Tom Fox, an FCPA compliance expert, says that there is something to be gained from this for companies not involved in the immediate case: He says the Department of Justice is giving them a lot of information on what it thinks are best practices. What a great start for an FCPA compliance program!
Compliance Week reports:
While the agreements cover many areas companies already know are FCPA risk areas, such as facilitation payments, travel, and gifts, [Fox] says, “Companies don’t necessarily recognize paying their taxes as a risk area.”
They also underscore the importance of conducting a risk-based assessment of the company’s FCPA compliance challenges. Specifically, they direct the companies to develop their compliance standards and procedures based on a risk assessment addressing their individual circumstances—in particular, their foreign bribery risks, including geographical organization, interactions with government officials, industrial sectors of operation, involvement in joint venture arrangements, importance of licenses and permits in operations, degree of governmental oversight, and goods and personnel clearing through customs and immigration.

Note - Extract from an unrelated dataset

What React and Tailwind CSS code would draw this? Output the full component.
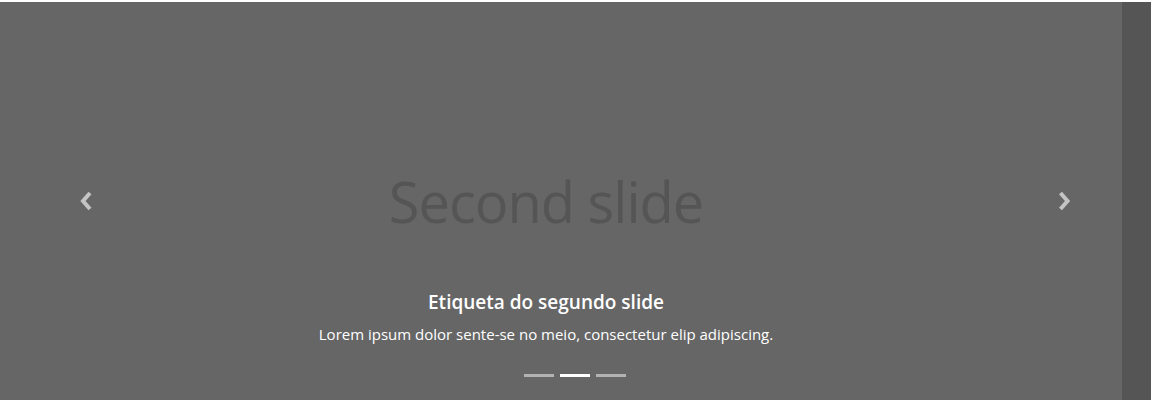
import React from 'react';

const Chevron = ({ dir }) => (
    <svg width="16" height="20" viewBox="0 0 16 20" fill="none">
        <polyline
            points={dir === 'left' ? '12,2 5,10 12,18' : '3.5,2 10.5,10 3.5,18'}
            stroke="#c4c4c4"
            strokeWidth="4"
            strokeLinecap="butt"
            strokeLinejoin="miter"
        />
    </svg>
);

const App = () => {
    return (
        <div className="w-[1153px] h-[400px] bg-white pt-[2px] pr-[2px] overflow-hidden" style={{ fontFamily: '"Open Sans", "Noto Sans", sans-serif' }}>
            <div className="relative h-[398px] bg-[#666666]">
                {/* Slide content */}
                <div className="flex flex-col items-center h-full pr-[59px]">
                    <div className="mt-[164px] text-[56px] leading-[70px] text-[#555555] tracking-[-1px]">Second slide</div>
                    <div className="mt-[53px] text-[19px] leading-[26px] font-semibold text-white">Etiqueta do segundo slide</div>
                    <div className="mt-[8px] text-[15px] leading-[22px] text-white">Lorem ipsum dolor sente-se no meio, consectetur elip adipiscing.</div>
                </div>

                {/* Controls */}
                <button className="absolute left-0 top-0 h-full w-[172px] flex items-center justify-center">
                    <Chevron dir="left" />
                </button>
                <button className="absolute right-0 top-0 h-full w-[172px] flex items-center justify-center">
                    <Chevron dir="right" />
                </button>

                {/* Indicators */}
                <div className="absolute left-0 right-[1px] bottom-[23px] flex justify-center gap-[6px]">
                    <span className="w-[30px] h-[3px] bg-[#b3b3b3]" />
                    <span className="w-[30px] h-[3px] bg-white" />
                    <span className="w-[30px] h-[3px] bg-[#b3b3b3]" />
                </div>

                {/* Scroll strip */}
                <div className="absolute right-0 top-0 h-full w-[29px] bg-[#555555]" />
            </div>
        </div>
    );
};

export default App;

Oversight of anti-corruption polices and procedures is also addressed. The executive overseeing this mush have direct reporting to “independent monitoring bodies” like internal audit, the board of directors, or a board committee and must have an “adequate level of autonomy from management.”
The Panalpina Plea Agreement offers a wealth of information on the things the company must do in the area of FCPA compliance. Companies can use this as guidance to enhance their own efforts in this area.